OTTAWA — Canada’s highest court has upheld the 2022 second-degree murder conviction of Dillon Whitehawk in the 2020 death of Keesha Bitternose.
On May 21, Chief Justice Richard Wagner read the unanimous Supreme Court of Canada decision.
“We are all of the view to discuss the appeal,” he said.
One judge of the nine-judge panel disagreed. She would have allowed the conviction appeal, set aside the conviction, and ordered a new trial.
In October 2025, the Saskatchewan Court of Appeal upheld Whitehawk’s conviction after a majority of the three-judge panel found the trial judge’s reasons were sufficient and that she committed no error of law.
Two others were convicted in Keesha Bitternose’s death. Kelly Stonechild and Kurt Thomas pleaded guilty to manslaughter. They received prison sentences of seven and 18 years respectively.
Bitternose was 29 years old when she was murdered on Jan. 2, 2020. Her body was discovered at a home on Cameron Street in Regina. Court heard the assault against Bitternose was prolonged. Testimony from forensic pathologist Dr. Andreea Nistor said there were over 100 injuries caused by multiple instruments to Bitternose’s body. She was beaten and possibly stabbed in the basement, then managed to crawl upstairs – only to endure further assault before being killed in the kitchen of the home.
Third murder conviction appealed
This is the third second-degree murder conviction Whitehawk has appealed.
He successfully appealed his convictions of the murders of Scott Toto and Jordan Gaiton Denton.
In March, after a second trial, a jury convicted Whitehark of first-degree murder in Toto’s death and acquitted him in Denton’s murder. A first-degree murder conviction carries an automatic life sentence with no chance of parole for 25 years.
His retrial was held under extensive publication bans shielding the identities of five Crown witnesses. One witness is currently in the Saskatchewan Witness Protection Program, and others previously received threats after testifying in Whitehawk’s first trial.

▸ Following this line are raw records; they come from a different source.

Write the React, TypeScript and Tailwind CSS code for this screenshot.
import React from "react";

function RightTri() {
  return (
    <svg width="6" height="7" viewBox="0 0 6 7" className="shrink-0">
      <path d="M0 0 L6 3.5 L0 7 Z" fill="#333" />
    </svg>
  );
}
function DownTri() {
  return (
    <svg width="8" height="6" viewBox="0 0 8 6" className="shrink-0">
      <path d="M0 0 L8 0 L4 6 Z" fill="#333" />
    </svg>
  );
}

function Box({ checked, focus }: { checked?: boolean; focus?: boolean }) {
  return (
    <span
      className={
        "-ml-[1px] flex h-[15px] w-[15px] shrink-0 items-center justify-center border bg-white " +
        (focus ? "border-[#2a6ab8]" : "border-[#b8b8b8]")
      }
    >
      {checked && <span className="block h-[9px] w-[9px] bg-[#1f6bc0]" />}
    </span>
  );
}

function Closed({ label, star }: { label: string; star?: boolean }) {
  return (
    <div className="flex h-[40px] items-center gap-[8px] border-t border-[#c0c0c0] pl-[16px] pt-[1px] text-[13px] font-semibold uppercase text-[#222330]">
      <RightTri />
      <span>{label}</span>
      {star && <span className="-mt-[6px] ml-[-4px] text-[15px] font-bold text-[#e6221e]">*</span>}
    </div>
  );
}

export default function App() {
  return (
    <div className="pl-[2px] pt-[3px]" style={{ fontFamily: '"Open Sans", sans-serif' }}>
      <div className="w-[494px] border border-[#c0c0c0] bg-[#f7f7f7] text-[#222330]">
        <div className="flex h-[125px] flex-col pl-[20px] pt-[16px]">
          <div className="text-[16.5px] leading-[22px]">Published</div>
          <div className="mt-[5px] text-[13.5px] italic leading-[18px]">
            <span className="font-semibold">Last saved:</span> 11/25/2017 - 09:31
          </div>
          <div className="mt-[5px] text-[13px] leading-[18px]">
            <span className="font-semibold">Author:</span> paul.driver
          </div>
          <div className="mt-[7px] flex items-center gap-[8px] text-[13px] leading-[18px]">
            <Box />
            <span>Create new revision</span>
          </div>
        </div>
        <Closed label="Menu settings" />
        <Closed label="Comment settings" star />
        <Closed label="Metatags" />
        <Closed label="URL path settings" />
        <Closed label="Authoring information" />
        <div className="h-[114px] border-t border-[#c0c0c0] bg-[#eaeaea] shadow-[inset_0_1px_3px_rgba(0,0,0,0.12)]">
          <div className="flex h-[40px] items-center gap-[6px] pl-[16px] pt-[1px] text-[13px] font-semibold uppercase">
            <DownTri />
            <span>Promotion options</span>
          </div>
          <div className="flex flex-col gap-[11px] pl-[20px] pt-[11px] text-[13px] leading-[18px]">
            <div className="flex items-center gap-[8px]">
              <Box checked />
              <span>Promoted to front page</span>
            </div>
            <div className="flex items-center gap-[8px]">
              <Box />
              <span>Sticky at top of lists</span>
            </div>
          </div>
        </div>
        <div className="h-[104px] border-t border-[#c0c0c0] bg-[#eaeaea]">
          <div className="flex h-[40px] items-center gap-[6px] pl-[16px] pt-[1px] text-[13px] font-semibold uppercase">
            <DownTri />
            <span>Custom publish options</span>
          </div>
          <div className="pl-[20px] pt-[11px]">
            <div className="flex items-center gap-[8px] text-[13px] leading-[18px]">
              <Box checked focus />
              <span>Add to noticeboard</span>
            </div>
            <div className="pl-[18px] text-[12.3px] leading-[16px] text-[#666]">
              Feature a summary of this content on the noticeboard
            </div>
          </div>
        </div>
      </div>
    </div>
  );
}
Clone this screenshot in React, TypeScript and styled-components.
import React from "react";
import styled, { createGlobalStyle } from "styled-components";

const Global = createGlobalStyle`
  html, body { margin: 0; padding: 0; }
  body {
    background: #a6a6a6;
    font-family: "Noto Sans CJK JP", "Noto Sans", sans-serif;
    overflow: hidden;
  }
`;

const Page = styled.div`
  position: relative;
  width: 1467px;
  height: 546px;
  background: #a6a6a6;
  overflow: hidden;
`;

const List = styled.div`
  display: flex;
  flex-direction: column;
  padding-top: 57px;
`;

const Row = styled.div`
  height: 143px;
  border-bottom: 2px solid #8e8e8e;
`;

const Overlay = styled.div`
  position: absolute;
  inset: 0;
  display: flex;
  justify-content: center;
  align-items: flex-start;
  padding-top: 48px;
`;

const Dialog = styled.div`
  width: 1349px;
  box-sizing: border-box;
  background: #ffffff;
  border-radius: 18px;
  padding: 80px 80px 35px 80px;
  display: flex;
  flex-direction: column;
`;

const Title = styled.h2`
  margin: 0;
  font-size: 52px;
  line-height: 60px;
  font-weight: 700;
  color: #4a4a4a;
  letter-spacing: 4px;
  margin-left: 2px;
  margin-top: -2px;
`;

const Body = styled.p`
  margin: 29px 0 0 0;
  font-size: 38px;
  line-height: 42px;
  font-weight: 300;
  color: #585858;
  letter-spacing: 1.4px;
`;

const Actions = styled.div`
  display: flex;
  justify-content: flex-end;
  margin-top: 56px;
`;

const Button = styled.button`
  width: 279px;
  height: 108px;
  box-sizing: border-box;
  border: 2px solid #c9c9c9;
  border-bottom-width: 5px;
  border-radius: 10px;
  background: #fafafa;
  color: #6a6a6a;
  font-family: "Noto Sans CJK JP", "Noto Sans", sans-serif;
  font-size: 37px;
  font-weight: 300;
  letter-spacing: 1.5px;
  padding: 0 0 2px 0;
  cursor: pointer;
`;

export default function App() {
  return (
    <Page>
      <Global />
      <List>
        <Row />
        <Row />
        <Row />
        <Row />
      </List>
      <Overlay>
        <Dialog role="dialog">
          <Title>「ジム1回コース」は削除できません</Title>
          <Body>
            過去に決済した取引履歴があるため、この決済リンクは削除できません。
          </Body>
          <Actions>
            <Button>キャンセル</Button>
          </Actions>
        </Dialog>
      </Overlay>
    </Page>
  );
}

The court accepted the Crown’s assertion that the Indian Mafia street gang remains active in Regina and within correctional facilities, creating substantial risk of harm if cooperating witnesses are publicly identified, Court heard Whitehawk was a member of the Indian Mafia street gang.
The court also heard about the violent feud between the Indian Mafia (IM) and the Native Syndicate Killers (NSK) in late 2019. Multiple former IM members testified that Whitehawk carried out drive-by shootings as part of an effort to rise within the gang. Their accounts described Whitehawk firing from inside vehicles during late-night confrontations, targeting people he believed to be affiliated with rival gangs.